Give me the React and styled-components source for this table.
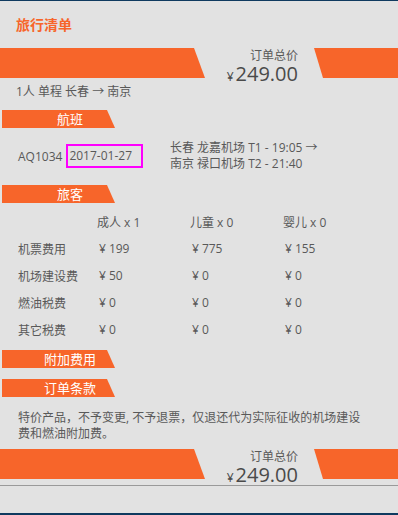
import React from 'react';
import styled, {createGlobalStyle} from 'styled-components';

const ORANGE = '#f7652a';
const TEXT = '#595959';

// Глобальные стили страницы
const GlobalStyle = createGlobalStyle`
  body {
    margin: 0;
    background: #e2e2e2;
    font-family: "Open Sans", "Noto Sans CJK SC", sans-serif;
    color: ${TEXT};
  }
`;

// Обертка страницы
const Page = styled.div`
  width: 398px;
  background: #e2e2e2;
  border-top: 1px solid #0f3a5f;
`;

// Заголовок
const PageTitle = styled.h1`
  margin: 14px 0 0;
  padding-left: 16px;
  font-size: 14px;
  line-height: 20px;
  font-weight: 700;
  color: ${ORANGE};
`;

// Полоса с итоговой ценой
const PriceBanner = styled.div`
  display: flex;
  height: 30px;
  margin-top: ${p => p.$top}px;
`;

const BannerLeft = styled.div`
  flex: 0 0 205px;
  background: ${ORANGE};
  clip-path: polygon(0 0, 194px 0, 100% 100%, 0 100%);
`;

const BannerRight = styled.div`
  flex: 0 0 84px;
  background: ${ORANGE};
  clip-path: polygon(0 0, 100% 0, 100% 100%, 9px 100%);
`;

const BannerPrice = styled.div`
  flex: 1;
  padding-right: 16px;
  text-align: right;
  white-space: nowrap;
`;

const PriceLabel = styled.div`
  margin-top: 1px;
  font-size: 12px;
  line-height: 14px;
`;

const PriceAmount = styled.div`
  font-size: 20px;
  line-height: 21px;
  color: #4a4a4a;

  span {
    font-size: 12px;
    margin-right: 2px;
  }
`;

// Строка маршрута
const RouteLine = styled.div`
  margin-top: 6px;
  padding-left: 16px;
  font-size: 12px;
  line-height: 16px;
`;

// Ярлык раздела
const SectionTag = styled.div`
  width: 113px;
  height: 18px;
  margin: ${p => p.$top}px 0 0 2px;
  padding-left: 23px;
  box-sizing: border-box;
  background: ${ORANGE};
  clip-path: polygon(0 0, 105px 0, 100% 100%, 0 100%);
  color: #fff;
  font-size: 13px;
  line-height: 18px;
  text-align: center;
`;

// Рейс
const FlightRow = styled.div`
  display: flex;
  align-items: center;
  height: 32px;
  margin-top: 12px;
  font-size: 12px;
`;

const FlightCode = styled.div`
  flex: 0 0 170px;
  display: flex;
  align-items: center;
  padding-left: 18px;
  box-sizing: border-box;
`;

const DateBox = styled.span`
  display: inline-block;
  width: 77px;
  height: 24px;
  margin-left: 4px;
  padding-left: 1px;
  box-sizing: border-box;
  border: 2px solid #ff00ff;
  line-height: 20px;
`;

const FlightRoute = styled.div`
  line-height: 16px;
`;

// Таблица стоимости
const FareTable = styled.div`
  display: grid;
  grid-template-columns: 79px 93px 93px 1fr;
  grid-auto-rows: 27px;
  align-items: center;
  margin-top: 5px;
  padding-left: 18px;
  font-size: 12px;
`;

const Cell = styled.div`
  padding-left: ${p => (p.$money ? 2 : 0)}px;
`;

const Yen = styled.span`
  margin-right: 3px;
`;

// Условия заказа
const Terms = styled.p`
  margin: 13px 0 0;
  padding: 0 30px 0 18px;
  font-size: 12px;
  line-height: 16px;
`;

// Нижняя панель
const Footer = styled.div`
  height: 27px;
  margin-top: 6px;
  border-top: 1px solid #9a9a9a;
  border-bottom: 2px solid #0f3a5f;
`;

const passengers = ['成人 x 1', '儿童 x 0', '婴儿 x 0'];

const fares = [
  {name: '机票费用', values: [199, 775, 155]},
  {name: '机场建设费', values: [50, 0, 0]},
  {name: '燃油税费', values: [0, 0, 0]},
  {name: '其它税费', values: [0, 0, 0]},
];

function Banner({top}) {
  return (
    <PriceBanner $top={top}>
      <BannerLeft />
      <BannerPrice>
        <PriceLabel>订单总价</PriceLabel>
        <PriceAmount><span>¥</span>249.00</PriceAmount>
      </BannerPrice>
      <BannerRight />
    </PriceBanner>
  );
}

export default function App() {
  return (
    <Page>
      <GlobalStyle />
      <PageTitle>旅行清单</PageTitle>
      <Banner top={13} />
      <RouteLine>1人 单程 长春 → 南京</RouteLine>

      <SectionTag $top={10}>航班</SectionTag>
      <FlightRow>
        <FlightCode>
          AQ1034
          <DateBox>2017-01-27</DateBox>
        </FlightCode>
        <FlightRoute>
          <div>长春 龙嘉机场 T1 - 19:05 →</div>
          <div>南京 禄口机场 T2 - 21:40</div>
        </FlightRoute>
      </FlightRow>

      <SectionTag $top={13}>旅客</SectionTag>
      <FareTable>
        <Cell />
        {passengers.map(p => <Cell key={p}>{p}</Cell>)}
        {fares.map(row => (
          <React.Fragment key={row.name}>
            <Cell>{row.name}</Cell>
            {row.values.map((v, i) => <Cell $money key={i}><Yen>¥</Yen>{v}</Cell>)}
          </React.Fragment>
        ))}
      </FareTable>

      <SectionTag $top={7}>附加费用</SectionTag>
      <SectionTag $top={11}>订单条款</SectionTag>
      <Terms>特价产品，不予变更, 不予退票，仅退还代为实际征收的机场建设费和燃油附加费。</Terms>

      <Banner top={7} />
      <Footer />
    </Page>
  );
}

**Stated task**
Reproduce the material above from its first line through the line containing "const TEXT = '#595959';", both ends included, and skip every picture.

**Finished exercise**
Give me the React and styled-components source for this table.
import React from 'react';
import styled, {createGlobalStyle} from 'styled-components';

const ORANGE = '#f7652a';
const TEXT = '#595959';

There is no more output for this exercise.